Managing change means accompanying the organization in the evolution of its operational mindset, working on:

  • alignment of function managers, from logistics to production to sales;
  • active involvement of people in improvement projects, the true driving force without which change cannot occur;
  • growth and motivation of key personnel to create and spread the culture of change every day within the company;
  • clear communication of objectives, priorities, and expected benefits;
  • respecting the timeframes necessary for new working methods to become habit.

Project Management, furthermore, provides the common thread that connects initiatives, manages complexity, and ensures consistency between the various improvement activities. This is precisely where the difference lies between projects that are implemented over time, bringing value to the company, and projects that begin but then quickly fall back into the classic “we’ve always done it this way”: project management is the true secret of long-term success of continuous improvement.
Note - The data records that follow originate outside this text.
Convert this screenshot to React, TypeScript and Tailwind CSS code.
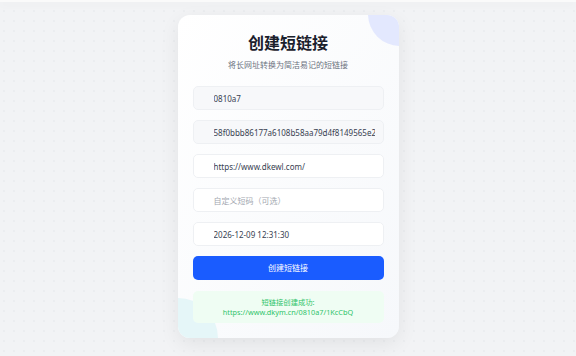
import { useState } from "react";

/**
 * Short-link creator card: code / token / target url / custom code / expiry,
 * a submit button and the success notice underneath.
 */

const FONT = "font-['Noto_Sans','Noto_Sans_CJK_SC',sans-serif]";

function Field({
  value,
  placeholder,
  muted,
}: {
  value?: string;
  placeholder?: string;
  muted?: boolean;
}) {
  const [v, setV] = useState(value ?? "");
  return (
    <input
      value={v}
      onChange={(e) => setV(e.target.value)}
      placeholder={placeholder}
      readOnly={muted}
      className={`block h-6 w-full rounded-[5px] border border-[#eef0f3] pl-5 pr-2 text-[8px] text-[#374151] outline-none placeholder:text-[#a3a8b0] ${
        muted ? "bg-[#f7f8fa]" : "bg-white"
      }`}
    />
  );
}

export default function App() {
  return (
    <div
      className={`${FONT} relative min-h-[356px] w-full bg-[#f2f3f5] bg-[radial-gradient(circle,#e3e5e9_0.6px,transparent_0.8px)] bg-[length:10px_10px] bg-[position:-1px_6px]`}
    >
      <div className="h-[2px] w-full bg-[#fafafa] shadow-[0_2px_8px_rgba(0,0,0,0.06)]" />
      <div className="flex justify-center pt-[13px]">
        <div className="relative w-[221px] overflow-hidden rounded-[12px] bg-gradient-to-br from-white to-[#f6f8fb] px-[15px] pt-4 pb-[15px] shadow-[0_6px_20px_rgba(0,0,0,0.07)]">
          <div className="absolute -top-[33px] -right-[33px] h-16 w-16 rounded-full bg-[#e3e8fe]" />
          <div className="absolute -bottom-[40px] -left-[40px] h-20 w-20 rounded-full bg-[#e5f6f8]" />

          <div className="relative">
            <h1 className="text-center text-[16px] leading-6 font-bold text-[#1a202c]">
              创建短链接
            </h1>
            <p className="mt-[3px] text-center text-[8px] leading-[14px] text-[#6b7280]">
              将长网址转换为简洁易记的短链接
            </p>

            <div className="mt-[14px] flex flex-col gap-[10px]">
              <Field value="0810a7" muted />
              <Field value="58f0bbb86177a6108b58aa79d4f8149565e2c1" muted />
              <Field value="https://www.dkewl.com/" />
              <Field placeholder="自定义短码（可选）" />
              <Field value="2026-12-09 12:31:30" />
              <button className="h-6 w-full rounded-[5px] bg-[#1a5cff] text-[8px] text-white">
                创建短链接
              </button>
            </div>

            <div className="mt-[11px] flex h-8 flex-col items-center justify-center rounded-[5px] bg-[#effdf3] text-[7.3px] leading-[10px] text-[#2fc46a]">
              <span>短链接创建成功:</span>
              <span>https://www.dkym.cn/0810a7/1KcCbQ</span>
            </div>
          </div>
        </div>
      </div>
    </div>
  );
}
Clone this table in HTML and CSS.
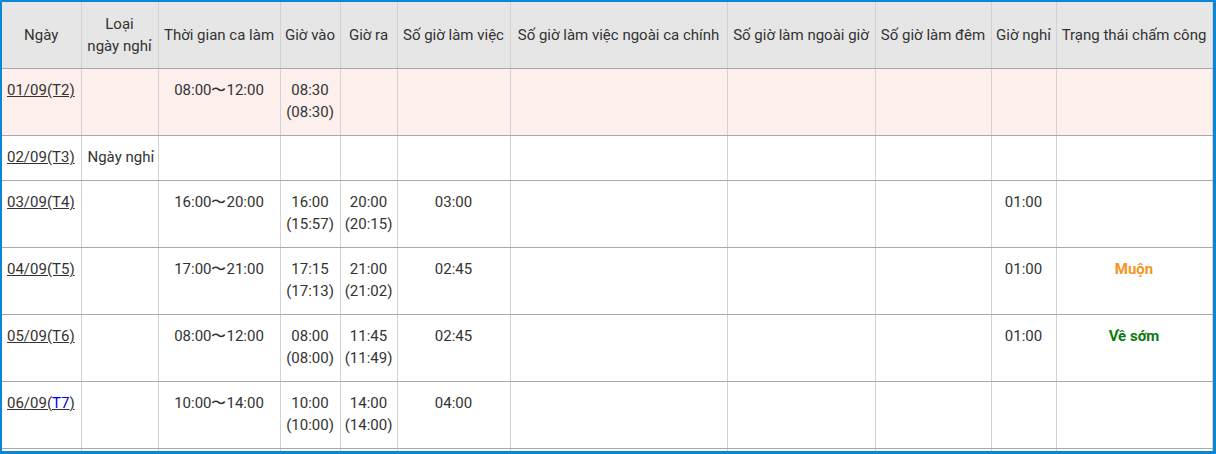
FILE: index.html
```html
<!DOCTYPE html>
<html lang="vi">
<head>
<meta charset="utf-8">
<title>Bảng chấm công</title>
<link rel="stylesheet" href="styles.css">
</head>
<body>
<div class="frame">
<table class="sheet">
<colgroup>
<col class="c1"><col class="c2"><col class="c3"><col class="c4"><col class="c5"><col class="c6"><col class="c7"><col class="c8"><col class="c9"><col class="c10"><col class="c11">
</colgroup>
<thead>
<tr>
<th>Ngày</th>
<th>Loại<br>ngày nghỉ</th>
<th>Thời gian ca làm</th>
<th>Giờ vào</th>
<th>Giờ ra</th>
<th>Số giờ làm việc</th>
<th>Số giờ làm việc ngoài ca chính</th>
<th>Số giờ làm ngoài giờ</th>
<th>Số giờ làm đêm</th>
<th>Giờ nghỉ</th>
<th>Trạng thái chấm công</th>
</tr>
</thead>
<tbody>
<tr class="today">
<td class="date"><a href="#">01/09(T2)</a></td>
<td class="left"></td>
<td>08:00〜12:00</td>
<td>08:30<br>(08:30)</td>
<td></td><td></td><td></td><td></td><td></td><td></td><td></td>
</tr>
<tr>
<td class="date"><a href="#">02/09(T3)</a></td>
<td class="left">Ngày nghỉ</td>
<td></td><td></td><td></td><td></td><td></td><td></td><td></td><td></td><td></td>
</tr>
<tr>
<td class="date"><a href="#">03/09(T4)</a></td>
<td class="left"></td>
<td>16:00〜20:00</td>
<td>16:00<br>(15:57)</td>
<td>20:00<br>(20:15)</td>
<td>03:00</td>
<td></td><td></td><td></td>
<td>01:00</td>
<td></td>
</tr>
<tr>
<td class="date"><a href="#">04/09(T5)</a></td>
<td class="left"></td>
<td>17:00〜21:00</td>
<td>17:15<br>(17:13)</td>
<td>21:00<br>(21:02)</td>
<td>02:45</td>
<td></td><td></td><td></td>
<td>01:00</td>
<td><span class="late">Muộn</span></td>
</tr>
<tr>
<td class="date"><a href="#">05/09(T6)</a></td>
<td class="left"></td>
<td>08:00〜12:00</td>
<td>08:00<br>(08:00)</td>
<td>11:45<br>(11:49)</td>
<td>02:45</td>
<td></td><td></td><td></td>
<td>01:00</td>
<td><span class="early">Về sớm</span></td>
</tr>
<tr>
<td class="date"><a href="#">06/09(<span class="sat">T7</span>)</a></td>
<td class="left"></td>
<td>10:00〜14:00</td>
<td>10:00<br>(10:00)</td>
<td>14:00<br>(14:00)</td>
<td>04:00</td>
<td></td><td></td><td></td>
<td></td>
<td></td>
</tr>
<tr>
<td class="date">&nbsp;</td>
<td></td><td></td><td></td><td></td><td></td><td></td><td></td><td></td><td></td><td></td>
</tr>
</tbody>
</table>
</div>
</body>
</html>
```
FILE: styles.css
```css
html, body {
  margin: 0;
  padding: 0;
  background: #ffffff;
}

.frame {
  width: 1216px;
  height: 454px;
  box-sizing: border-box;
  border-style: solid;
  border-color: #0a86d8;
  border-width: 2px 3px 3px 2px;
  overflow: hidden;
  background: #ffffff;
}

.sheet {
  width: 1210px;
  table-layout: fixed;
  border-collapse: collapse;
  font-family: Roboto, "Liberation Sans", Arial, sans-serif;
  font-size: 15px;
  line-height: 22px;
  color: #333333;
}

.c1 { width: 79px; }
.c2 { width: 77px; }
.c3 { width: 122px; }
.c4 { width: 60px; }
.c5 { width: 57px; }
.c6 { width: 113px; }
.c7 { width: 217px; }
.c8 { width: 148px; }
.c9 { width: 116px; }
.c10 { width: 65px; }
.c11 { width: 156px; }

.sheet th {
  background: #e6e6e6;
  font-weight: normal;
  text-align: center;
  vertical-align: middle;
  padding: 11px 0;
  white-space: nowrap;
  border-left: 1px solid #d2d2d2;
  border-right: 1px solid #d2d2d2;
  border-bottom: 1px solid #a9a9a9;
}

.sheet th:first-child {
  border-left: none;
}

.sheet td {
  text-align: center;
  vertical-align: top;
  padding: 10px 0 12px;
  white-space: nowrap;
  border-left: 1px solid #d2d2d2;
  border-right: 1px solid #d2d2d2;
  border-bottom: 1px solid #a9a9a9;
}

.sheet td:first-child {
  border-left: none;
}

.sheet td.date {
  text-align: left;
  padding-left: 5px;
}

.sheet td.left {
  text-align: left;
  padding-left: 6px;
}

.today td {
  background: #fdefec;
}

.date a {
  color: #333333;
  text-decoration: underline;
}

.date a .sat {
  color: #0000ee;
}

.late {
  color: #f7931e;
  font-weight: bold;
}

.early {
  color: #0d7a0d;
  font-weight: bold;
}
```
Without it, operational project activities begin, but the wheel of change fails to truly kick-start, resulting in a relapse into old habits and even generating discontent within the project team.

Digitalization and shopfloor management: making execution visible

Continuous improvement, as previously mentioned, only exists if it is measured. Dashboards, KPIs, MES systems, and Shopfloor Management Systems allow you to visualize performance, monitor progress in a structured and visible way across the entire department, and govern improvement projects.
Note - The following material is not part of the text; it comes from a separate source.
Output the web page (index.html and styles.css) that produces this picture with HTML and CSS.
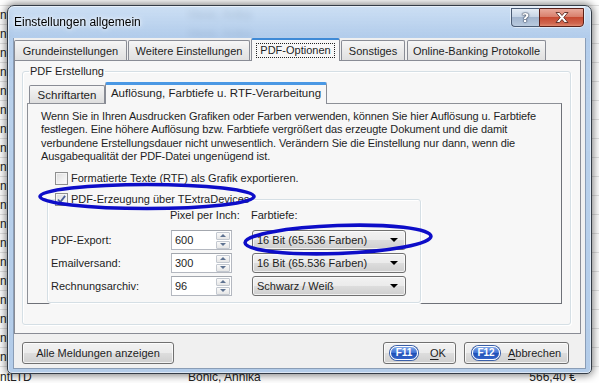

It must be clear, however, that digitalization is not a starting point, but rather an accelerator, which only works if processes are already clear and standardized from the outset. To better manage the progress of improvement projects and effectively monitor activities, the use of a Project Management Tool is also recommended.

It’s often thought that Lean projects are characterized by post-it notes or paper notes placed throughout the factory. This approach has evolved over the years: it’s now possible to manage Lean Continuous Improvement projects digitally. Similar tools allow the project team to know the most up-to-date status of projects, assign operational tasks, identify critical issues, and have both a general and detailed overview of ongoing activities.

Execution as a strategic lever

Execution and fulfillment, therefore, is not a secondary operational phase, but rather the moment in which we verify whether business processes have been correctly defined and implemented.

When upstream processes are robust, execution becomes an opportunity to:

  • improve efficiency
  • increase margins
  • build customer reliability

In the most advanced box factories and cardboard converting plants, execution is not just execution, but daily operational excellence with a view to continuous improvement.